As is tradition during each session of the General Assembly, Secretary-General António Guterres will draw lots to see which member state would take the helm at the first seat in the General Assembly Chamber, with the other member states following according to the English translation of their name, the same order would be followed in the six main committees. For this session, Mali was chosen to take the first seat of the General Assembly Chamber.
Most states will have a representative speaking about issues concerning their country and the hopes for the coming year as to what the UNGA will do. This is an opportunity for the member states to opine on international issues of their concern. The General Debate will occur from 25 September to 1 October 2018, with the exception of the intervening Sunday. The theme for this year's debate was chosen by PresidentMaría Fernanda Espinosa as “Making the United Nations relevant to all people: Global leadership and shared responsibilities for peaceful, equitable and sustainable societies”.

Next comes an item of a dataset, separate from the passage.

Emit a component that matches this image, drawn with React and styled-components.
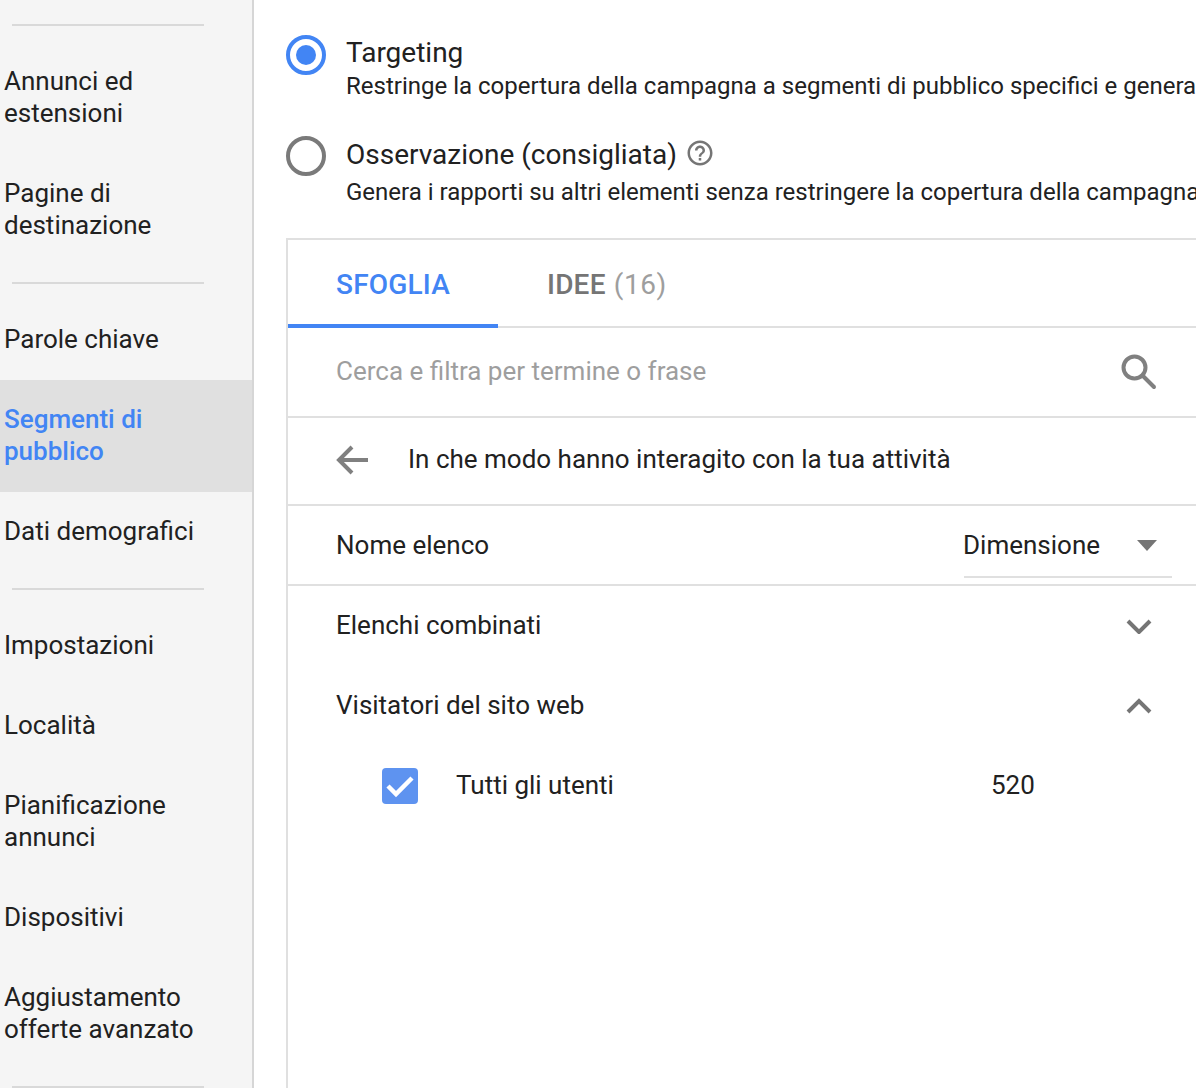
import React from "react";
import styled, { createGlobalStyle } from "styled-components";

const Global = createGlobalStyle`
  html, body { margin: 0; padding: 0; height: 1088px; overflow: hidden; background: #fff; }
  body { font-family: Roboto, "Liberation Sans", sans-serif; color: #212121; }
  #root { height: 1088px; overflow: hidden; }
`;

const Page = styled.div`display: flex; width: 1196px; height: 1088px; overflow: hidden;`;
const Sidebar = styled.nav`
  flex: 0 0 252px; height: 1088px; box-sizing: content-box; background: #f5f5f5;
  border-right: 2px solid #d6d6d6; padding-top: 24px; overflow: hidden;
`;
const Divider = styled.div`height: 2px; background: #d9d9d9; margin: 0 48px 15px 12px;`;
const NavItem = styled.div`
  display: flex; align-items: center; box-sizing: border-box; min-height: 80px;
  padding: ${p => (p.$active ? "23px 4px 25px" : "24px 4px")};
  margin: ${p => (p.$active ? "1px 0 -1px" : "0")};
  font-size: 26px; line-height: 32px; white-space: pre-line;
  color: ${p => (p.$active ? "#4285f4" : "#212121")};
  background: ${p => (p.$active ? "#e0e0e0" : "transparent")};
  font-weight: ${p => (p.$active ? 500 : 400)};
`;
const NavGap = styled.div`height: 17px;`;

const Main = styled.main`flex: 1; min-width: 0; padding: 35px 0 0 32px; overflow: hidden;`;
const RadioRow = styled.div`display: flex; gap: 20px; height: ${p => p.$h}px;`;
const Radio = styled.div`
  flex: 0 0 40px; width: 40px; height: 40px; box-sizing: border-box; border-radius: 50%;
  border: 4px solid ${p => (p.$on ? "#4285f4" : "#7a7a7a")};
  display: flex; align-items: center; justify-content: center;
  &::after { content: ""; display: ${p => (p.$on ? "block" : "none")}; width: 20px; height: 20px; border-radius: 50%; background: #4285f4; }
`;
const RadioText = styled.div`white-space: nowrap;`;
const RadioTitle = styled.div`display: flex; align-items: flex-start; gap: 8px; font-size: 28px; line-height: 36px; color: #212121; padding-top: ${p => p.$pt || 0}px;`;
const RadioSub = styled.div`font-size: 24px; line-height: 30px; color: #212121; margin-top: ${p => p.$mt || 0}px;`;
const HelpIcon = styled.svg`width: 30px; height: 30px; margin-top: 1px;`;

const Panel = styled.section`
  width: 1100px; margin-top: 4px; border-top: 2px solid #e0e0e0; border-left: 2px solid #e0e0e0; height: 900px;
`;
const Tabs = styled.div`display: flex; height: 86px; border-bottom: 2px solid #e0e0e0;`;
const Tab = styled.div`
  box-sizing: border-box; height: 88px; font-size: 28px; font-weight: 500; line-height: 90px;
  padding: 0 ${p => (p.$active ? 48 : 49)}px;
  letter-spacing: 0.2px; white-space: nowrap;
  color: ${p => (p.$active ? "#4285f4" : "#757575")};
  border-bottom: ${p => (p.$active ? "4px solid #4285f4" : "none")};
`;
const Count = styled.span`color: #9e9e9e; font-weight: 400; letter-spacing: 0.5px; margin-left: 1px;`;
const SearchRow = styled.div`
  display: flex; align-items: center; justify-content: space-between; height: 86px;
  border-bottom: 2px solid #e0e0e0; padding: 0 230px 2px 48px; font-size: 26px; color: #9e9e9e;
`;
const SearchIcon = styled.svg`display: block; flex: none; margin-top: -1px;`;
const BackRow = styled.div`
  display: flex; align-items: center; gap: 39px; height: 86px; border-bottom: 2px solid #e0e0e0; padding-left: 47px; font-size: 26px;
`;
const BackIcon = styled.svg`display: block; flex: none; margin-top: -3px;`;
const BackText = styled.div`margin-top: -4px;`;
const HeadRow = styled.div`
  display: flex; align-items: center; height: 78px; border-bottom: 2px solid #e0e0e0; padding-left: 48px; font-size: 26px;
`;
const HeadLabel = styled.div`width: 628px;`;
const SelectBox = styled.div`
  width: 208px; height: 64px; box-sizing: border-box; display: flex; align-items: center; justify-content: space-between;
  border-bottom: 2px solid #e0e0e0; padding: 0 15px 0 0; margin-top: 2px;
`;
const SelectValue = styled.span`margin-left: -1px;`;
const Caret = styled.div`width: 0; height: 0; border-left: 10px solid transparent; border-right: 10px solid transparent; border-top: 11px solid #757575;`;
const Row = styled.div`display: flex; align-items: center; box-sizing: border-box; height: 80px; padding: 0 0 2px 48px; font-size: 26px;`;
const RowLabel = styled.div`width: 790px;`;
const Chevron = styled.svg`display: block; flex: none; margin-top: 2px;`;
const ChildRow = styled(Row)`padding-left: 94px;`;
const Check = styled.div`
  width: 36px; height: 36px; border-radius: 4px; background: #5e93f0; display: flex; align-items: center; justify-content: center; margin: 2px 38px 0 0;
`;
const ChildLabel = styled.div`width: 535px;`;
const Icon = styled.svg`display: block; flex: none;`;

const Nav = ({ children, active }) => <NavItem $active={active}>{children}</NavItem>;

export default function App() {
  return (
    <Page>
      <Global />
      <Sidebar>
        <Divider />
        <Nav>{"Annunci ed\nestensioni"}</Nav>
        <Nav>{"Pagine di\ndestinazione"}</Nav>
        <NavGap />
        <Divider />
        <Nav>Parole chiave</Nav>
        <Nav active>{"Segmenti di\npubblico"}</Nav>
        <Nav>Dati demografici</Nav>
        <NavGap />
        <Divider />
        <Nav>Impostazioni</Nav>
        <Nav>Località</Nav>
        <Nav>{"Pianificazione\nannunci"}</Nav>
        <Nav>Dispositivi</Nav>
        <Nav>{"Aggiustamento\nofferte avanzato"}</Nav>
        <NavGap />
        <Divider />
      </Sidebar>
      <Main>
        <RadioRow $h={101}>
          <Radio $on />
          <RadioText>
            <RadioTitle>Targeting</RadioTitle>
            <RadioSub>Restringe la copertura della campagna a segmenti di pubblico specifici e genera i rapporti</RadioSub>
          </RadioText>
        </RadioRow>
        <RadioRow $h={98}>
          <Radio />
          <RadioText>
            <RadioTitle $pt={1}>
              Osservazione (consigliata)
              <HelpIcon viewBox="0 0 24 24" fill="#757575">
                <path d="M11 18h2v-2h-2v2zm1-16C6.48 2 2 6.48 2 12s4.48 10 10 10 10-4.48 10-10S17.52 2 12 2zm0 18c-4.41 0-8-3.59-8-8s3.59-8 8-8 8 3.59 8 8-3.59 8-8 8zm0-14c-2.21 0-4 1.79-4 4h2c0-1.1.9-2 2-2s2 .9 2 2c0 2-3 1.75-3 5h2c0-2.25 3-2.5 3-5 0-2.21-1.79-4-4-4z" />
              </HelpIcon>
            </RadioTitle>
            <RadioSub $mt={4}>Genera i rapporti su altri elementi senza restringere la copertura della campagna</RadioSub>
          </RadioText>
        </RadioRow>
        <Panel>
          <Tabs>
            <Tab $active>SFOGLIA</Tab>
            <Tab>IDEE <Count>(16)</Count></Tab>
          </Tabs>
          <SearchRow>
            Cerca e filtra per termine o frase
            <SearchIcon width="40" height="40" viewBox="0 0 40 40" fill="none" stroke="#808080" strokeWidth="4">
              <circle cx="16.5" cy="16.5" r="11" />
              <path d="M24.5 24.5L36 36" strokeLinecap="round" />
            </SearchIcon>
          </SearchRow>
          <BackRow>
            <BackIcon width="34" height="32" viewBox="0 0 34 32" fill="none" stroke="#808080" strokeWidth="4">
              <path d="M33 16H4M17 3L4 16l13 13" />
            </BackIcon>
            <BackText>In che modo hanno interagito con la tua attività</BackText>
          </BackRow>
          <HeadRow>
            <HeadLabel>Nome elenco</HeadLabel>
            <SelectBox><SelectValue>Dimensione</SelectValue><Caret /></SelectBox>
          </HeadRow>
          <Row>
            <RowLabel>Elenchi combinati</RowLabel>
            <Chevron width="26" height="16" viewBox="0 0 26 16" fill="none" stroke="#757575" strokeWidth="4"><path d="M2 3l11 11L24 3" /></Chevron>
          </Row>
          <Row>
            <RowLabel>Visitatori del sito web</RowLabel>
            <Chevron width="26" height="16" viewBox="0 0 26 16" fill="none" stroke="#757575" strokeWidth="4"><path d="M2 14L13 3l11 11" /></Chevron>
          </Row>
          <ChildRow>
            <Check>
              <Icon width="30" height="24" viewBox="0 0 30 24" fill="none" stroke="#fff" strokeWidth="4.5"><path d="M3 12l8 8L27 4" /></Icon>
            </Check>
            <ChildLabel>Tutti gli utenti</ChildLabel>
            520
          </ChildRow>
        </Panel>
      </Main>
    </Page>
  );
}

The order of speakers is given first to member states, then observer states and supranational bodies. Any other observers entities will have a chance to speak at the end of the debate, if they so choose. Speakers will be put on the list in the order of their request, with special consideration for ministers and other government officials of similar or higher rank. According to the rules in place for the General Debate, the statements should be in one of the United Nations official languages of Arabic, Chinese, English, French, Russian or Spanish, and will be translated by the United Nations translators. Each speaker is requested to provide 20 advance copies of their statements to the conference officers to facilitate translation and to be presented at the podium. Speeches are requested to be limited to five minutes, with seven minutes for supranational bodies.
Foreign ministers and high representatives participating in the General Debate signed the Code of Conduct Towards Achieving a World Free of Terrorism. The Code of Conduct was the brainchild of Kazakhstan's President Nursultan Nazarbayev. The main goal of the document is implementation of a wide range of international commitments to counter terrorism and establishing a broad global coalition towards achieving a world free of terrorism by 2045.